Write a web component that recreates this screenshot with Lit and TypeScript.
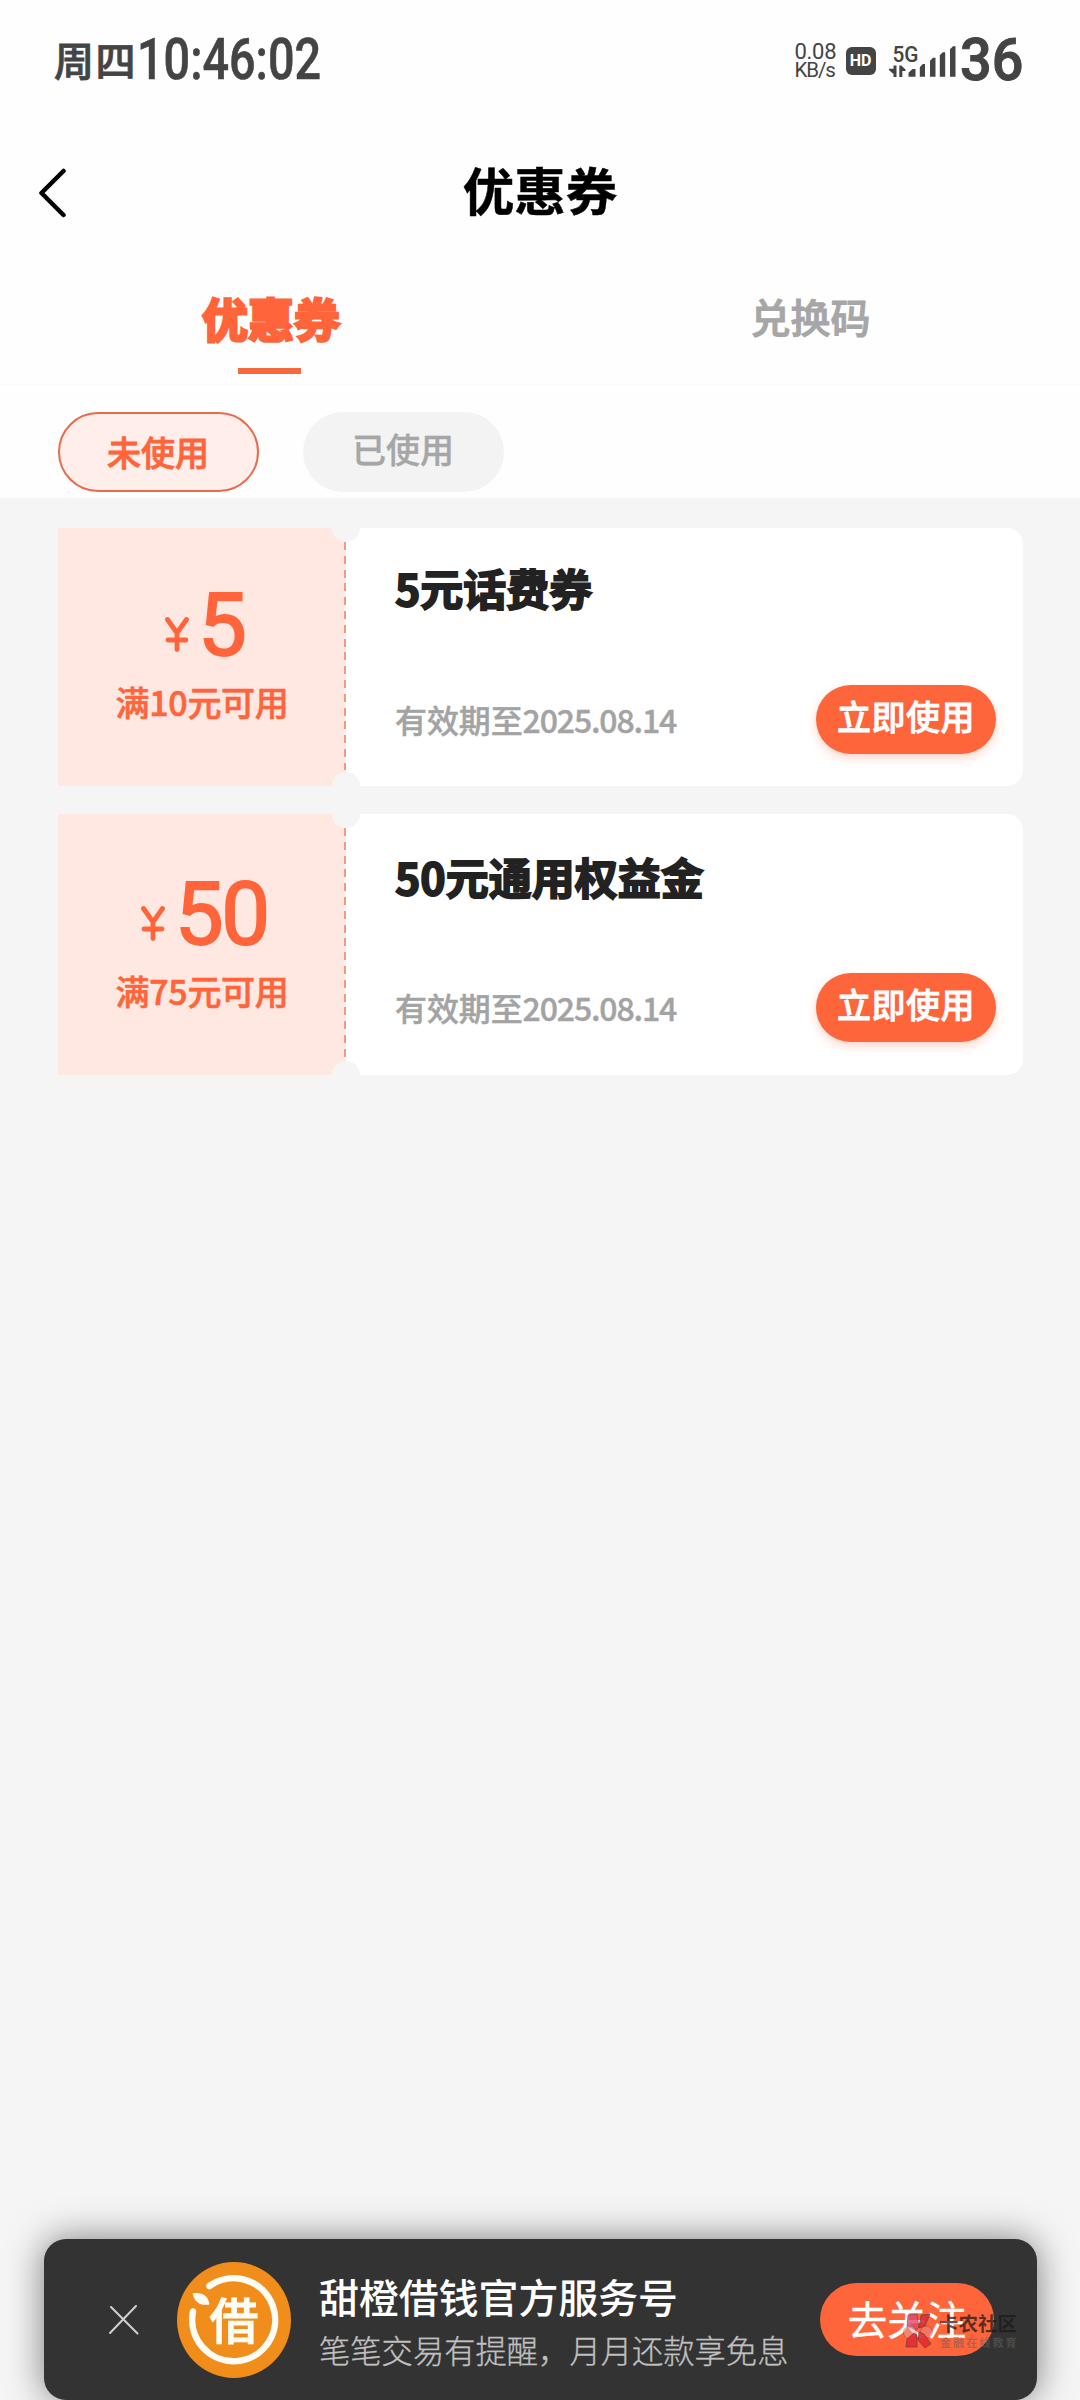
import { LitElement, html, css } from "lit";
import { customElement, property } from "lit/decorators.js";

interface Coupon {
  amount: string;
  condition: string;
  title: string;
  expiry: string;
  tall: boolean;
}

const COUPONS: Coupon[] = [
  { amount: "5", condition: "满10元可用", title: "5元话费券", expiry: "2025.08.14", tall: false },
  { amount: "50", condition: "满75元可用", title: "50元通用权益金", expiry: "2025.08.14", tall: true },
];

@customElement("status-bar")
class StatusBar extends LitElement {
  static styles = css`
    :host { display: flex; justify-content: space-between; height: 120px; padding: 0 58px 0 54px; box-sizing: border-box; color: #444; font-family: "Noto Sans CJK SC", sans-serif; white-space: nowrap; }
    .left, .right { display: flex; align-items: flex-start; }
    .day { font-size: 40px; line-height: 40px; width: 83px; margin-top: 39px; font-weight: 500; letter-spacing: 1.5px; -webkit-text-stroke: 0.8px #444; }
    .clock { font-family: Roboto, sans-serif; font-weight: 500; font-size: 57px; line-height: 57px; margin-top: 31px; width: 190px; transform: scaleX(0.82); transform-origin: left; -webkit-text-stroke: 0.6px #444; }
    .rate { display: flex; flex-direction: column; font-family: Roboto, sans-serif; font-size: 22px; line-height: 19px; margin-top: 42px; width: 51px; letter-spacing: -0.3px; }
    .unit { font-size: 20.500px; letter-spacing: -1.100px; }
    .hd { width: 30px; height: 28px; margin-top: 47px; border-radius: 6px; background: #444; color: #fff; font: 700 16px/28px Roboto, sans-serif; text-align: center; }
    .signal { width: 68px; height: 34px; margin: 44px 0 0 12px; }
    .g { font: 500 22px Roboto, sans-serif; fill: #444; }
    .battery { font-family: Roboto, sans-serif; font-weight: 500; font-size: 60px; line-height: 60px; margin: 29.500px 0 0 4.500px; width: 62px; transform: scaleX(0.93); transform-origin: left; -webkit-text-stroke: 1px #444; }
  `;
  render() {
    return html`
      <div class="left"><span class="day">周四</span><span class="clock">10:46:02</span></div>
      <div class="right">
        <div class="rate"><span>0.08</span><span class="unit">KB/s</span></div>
        <div class="hd">HD</div>
        <svg class="signal" viewBox="886 44 68 34" fill="#444">
          <text class="g" x="890.500" y="61.500" textLength="26" lengthAdjust="spacingAndGlyphs">5G</text>
          <path d="M891.500 65.500h3v11.500h-3v-3.500h-0.800l-3.700-3.500v-1.200h4.500zM897.300 77v-11.500h2l4.200 4v1.500h-3.200v6z" />
          <path d="M906.500 76.700v-4l4-3.700h3v7.700zM917.800 76.700v-9.500l3-3.200h2.200v12.700zM928 76.700v-16l3-3h2.500v19zM937.800 76.700v-21.500l3-3h2.400v24.500zM948 76.700v-27.500l3-3h2.500v30.500z" />
        </svg>
        <div class="battery">36</div>
      </div>`;
  }
}

@customElement("coupon-card")
class CouponCard extends LitElement {
  @property({ attribute: false }) coupon!: Coupon;
  static styles = css`
    :host { display: block; font-family: "Noto Sans CJK SC", sans-serif; white-space: nowrap; }
    .card { display: flex; height: 258px; border-radius: 0 16px 16px 0; background: #fff; position: relative; overflow: hidden; }
    .tall { height: 261px; }
    .tall .value, .tall .info { padding-top: 2.500px; }
    .value { width: 288px; box-sizing: border-box; background: #ffe8e2; color: #ff643a; display: flex; flex-direction: column; align-items: center; }
    .sum { display: flex; align-items: flex-start; height: 86px; margin: 54px 0 0 5px; }
    .yen { margin: 35px 9.500px 0 0; height: 35px; }
    .yen svg { display: block; width: 24px; height: 35px; }
    .amount { font-family: Roboto, sans-serif; font-weight: 400; font-size: 87px; line-height: 86px; letter-spacing: -2.500px; -webkit-text-stroke: 1.800px #ff643a; }
    .cond { font-size: 34px; line-height: 34px; font-weight: 500; margin: 17px 0 0 0; letter-spacing: -0.300px; -webkit-text-stroke: 0.600px #ff643a; }
    .info { flex: 1; box-sizing: border-box; padding-left: 49px; }
    .title { font-size: 43px; line-height: 43px; font-weight: 700; color: #222; margin-top: 38px; -webkit-text-stroke: 1.800px #222; }
    .row { display: flex; justify-content: space-between; align-items: flex-start; margin-top: 75.500px; padding-right: 27px; }
    .date { display: flex; font-size: 32px; line-height: 32px; color: #a3a3a3; margin-top: 18px; font-weight: 500; -webkit-text-stroke: 0.400px #a3a3a3; }
    .cjk { letter-spacing: -0.1px; }
    .num { letter-spacing: -1.150px; }
    .use { width: 180px; height: 69px; border-radius: 35px; background: #ff653b; color: #fff; font-size: 34px; line-height: 62px; font-weight: 500; letter-spacing: 0.5px; text-align: center; box-shadow: 0 4px 10px rgba(255, 101, 59, 0.28); -webkit-text-stroke: 0.8px #fff; }
    .notch { position: absolute; left: 274px; width: 28px; height: 28px; border-radius: 50%; background: #f5f5f5; }
    .up { top: -14px; }
    .down { bottom: -14px; }
    .perforation { position: absolute; left: 285.500px; top: 14px; bottom: 16px; width: 2.500px; background: repeating-linear-gradient(#f09a84 0 8px, #fff3ef 8px 13.800px); }
  `;
  render() {
    const c = this.coupon;
    return html`
      <div class="card ${c.tall ? "tall" : ""}">
        <div class="value">
          <div class="sum">
            <span class="yen" role="img" aria-label="人民币"><svg viewBox="0 0 24 35" fill="none" stroke="#ff643a" stroke-width="4.800" stroke-linecap="round"><path d="M2.500 2.500L12 16L21.500 2.500M12 16V32.500M3 23H21" /></svg></span>
            <span class="amount">${c.amount}</span>
          </div>
          <div class="cond">${c.condition}</div>
        </div>
        <div class="info">
          <div class="title">${c.title}</div>
          <div class="row">
            <div class="date"><span class="cjk">有效期至</span><span class="num">${c.expiry}</span></div>
            <div class="use">立即使用</div>
          </div>
        </div>
        <i class="perforation"></i><i class="notch up"></i><i class="notch down"></i>
      </div>`;
  }
}

@customElement("follow-banner")
class FollowBanner extends LitElement {
  static styles = css`
    :host { display: flex; align-items: flex-start; height: 161.500px; box-sizing: border-box; border-radius: 22px; background: #333; box-shadow: 0 0 36px rgba(0, 0, 0, 0.5); font-family: "Noto Sans CJK SC", sans-serif; white-space: nowrap; position: relative; }
    .close { width: 30px; height: 30px; margin: 66.500px 0 0 65px; }
    .logo { width: 114px; height: 116px; margin: 23.500px 0 0 38px; }
    .mark { font-size: 49px; font-weight: 500; fill: #fffdf6; stroke: #fffdf6; stroke-width: 1px; }
    .copy { margin: 37.500px 0 0 28px; width: 501px; }
    .name { font-size: 39.900px; line-height: 40px; font-weight: 500; color: #fff; }
    .desc { font-size: 31.300px; line-height: 32px; font-weight: 300; color: #c0c0c0; margin-top: 18px; -webkit-text-stroke: 0.300px #c0c0c0; }
    .follow { width: 174px; height: 73px; margin-top: 44.500px; border-radius: 37px; background: #ff653b; color: #fff; font-size: 39.500px; line-height: 70px; text-align: center; -webkit-text-stroke: 0.400px #fff; }
    .stamp { position: absolute; left: 858px; top: 74px; display: flex; gap: 3px; }
    .flower { width: 34px; height: 36px; }
    .words { display: flex; flex-direction: column; }
    .w1 { font-size: 19.500px; line-height: 20px; font-weight: 700; color: rgba(28, 24, 24, 0.72); }
    .w2 { font-size: 11px; line-height: 12px; letter-spacing: 2.100px; font-weight: 700; color: rgba(100, 96, 96, 0.55); margin: 3px 0 0 1px; }
  `;
  render() {
    return html`
      <svg class="close" viewBox="0 0 30 30" stroke="#d0d0d0" stroke-width="2" stroke-linecap="round"><path d="M2 2L28.500 28.500M27 1L1 28" /></svg>
      <svg class="logo" viewBox="177 2262 114 116">
        <ellipse cx="234" cy="2320" rx="57" ry="58" fill="#f08d1b" />
        <path d="M209.500 2286A41.500 41.500 0 1 1 193 2311.500" fill="none" stroke="#fffdf6" stroke-width="6.500" stroke-linecap="round" />
        <path d="M192.500 2293.500C202 2291.500 208.500 2296 209.500 2304.500C200 2306 195 2302.500 192.500 2293.500Z" fill="#fffdf6" />
        <text class="mark" x="234" y="2338.500" text-anchor="middle">借</text>
      </svg>
      <div class="copy">
        <div class="name">甜橙借钱官方服务号</div>
        <div class="desc">笔笔交易有提醒，月月还款享免息</div>
      </div>
      <div class="follow">去关注</div>
      <div class="stamp">
        <svg class="flower" viewBox="0 0 34 36" stroke="#6a3a3c" stroke-width="0.700">
          <path d="M6 2L15 1L17 14L14 17L5 13Z" fill="#e0486a" opacity="0.8" />
          <path d="M19 2L28 1L23 13L17 15Z" fill="#dc3038" opacity="0.92" />
          <circle cx="8" cy="19.500" r="6.500" fill="#e8a0a4" opacity="0.5" />
          <circle cx="24.500" cy="19" r="6" fill="#e8888c" opacity="0.5" />
          <path d="M12 20L15 22V34H4L5 26Z" fill="#e62c30" opacity="0.92" />
          <path d="M17 19L22 21L29 31L23 35L16 27Z" fill="#e62c30" opacity="0.92" />
        </svg>
        <div class="words"><span class="w1">卡农社区</span><span class="w2">金融在线教育</span></div>
      </div>`;
  }
}

@customElement("app-root")
class AppRoot extends LitElement {
  static styles = css`
    :host { display: flex; flex-direction: column; width: 1080px; height: 2400px; overflow: hidden; background: #f5f5f5; font-family: "Noto Sans CJK SC", sans-serif; white-space: nowrap; }
    .top { background: #fefefe; height: 498px; }
    .nav { display: grid; grid-template-columns: 120px 1fr 120px; height: 145px; align-items: start; }
    .back { width: 30px; height: 50px; margin: 48px 0 0 38px; }
    .heading { text-align: center; font-size: 51.500px; line-height: 52px; font-weight: 700; color: #000; margin-top: 43px; -webkit-text-stroke: 0.500px #000; }
    .tabs { display: grid; grid-template-columns: 1fr 1fr; height: 120px; border-bottom: 1px solid #fbfbfb; box-sizing: border-box; }
    .tab { display: flex; flex-direction: column; align-items: center; font-size: 40px; line-height: 46px; font-weight: 500; color: #a6a6a6; padding: 27.500px 0 0 1px; -webkit-text-stroke: 1px #a6a6a6; }
    .on { font-size: 46px; font-weight: 700; color: #ff643a; padding: 28.500px 0 0 2px; -webkit-text-stroke: 2.800px #ff643a; }
    .on::after { content: ""; width: 63px; height: 6px; margin: 28.500px 3px 0 0; background: #f8683f; }
    .filters { display: flex; gap: 44px; padding: 27px 0 0 57.500px; }
    .pill { width: 201px; height: 80px; box-sizing: border-box; border-radius: 40px; background: #f3f3f3; color: #a6a6a6; font-size: 34px; line-height: 73px; font-weight: 500; text-align: center; -webkit-text-stroke: 0.400px #a6a6a6; }
    .picked { background: #ffeeea; border: 2.500px solid #e96b4c; color: #ff643a; line-height: 75px; -webkit-text-stroke: 0.8px #ff643a; }
    .list { display: flex; flex-direction: column; gap: 28px; padding: 30px 57px 0 58px; }
    .fill { flex: 1; }
    .banner { margin: 0 43px 0 44px; }
  `;
  render() {
    return html`
      <div class="top">
        <status-bar></status-bar>
        <div class="nav">
          <svg class="back" viewBox="38 168 30 50" fill="none" stroke="#000" stroke-width="4.500" stroke-linecap="round" stroke-linejoin="round"><path d="M63.500 171L41.500 193L63.500 215" /></svg>
          <div class="heading">优惠券</div>
        </div>
        <div class="tabs"><div class="tab on">优惠券</div><div class="tab">兑换码</div></div>
        <div class="filters"><div class="pill picked">未使用</div><div class="pill">已使用</div></div>
      </div>
      <div class="list">${COUPONS.map((c) => html`<coupon-card .coupon=${c}></coupon-card>`)}</div>
      <div class="fill"></div>
      <follow-banner class="banner"></follow-banner>`;
  }
}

■ ■ ■ ■ ■ ■ ■

Directions
Every line containing the string "this" must be listed.

Output of the task
Write a web component that recreates this screenshot with Lit and TypeScript.
    const c = this.coupon;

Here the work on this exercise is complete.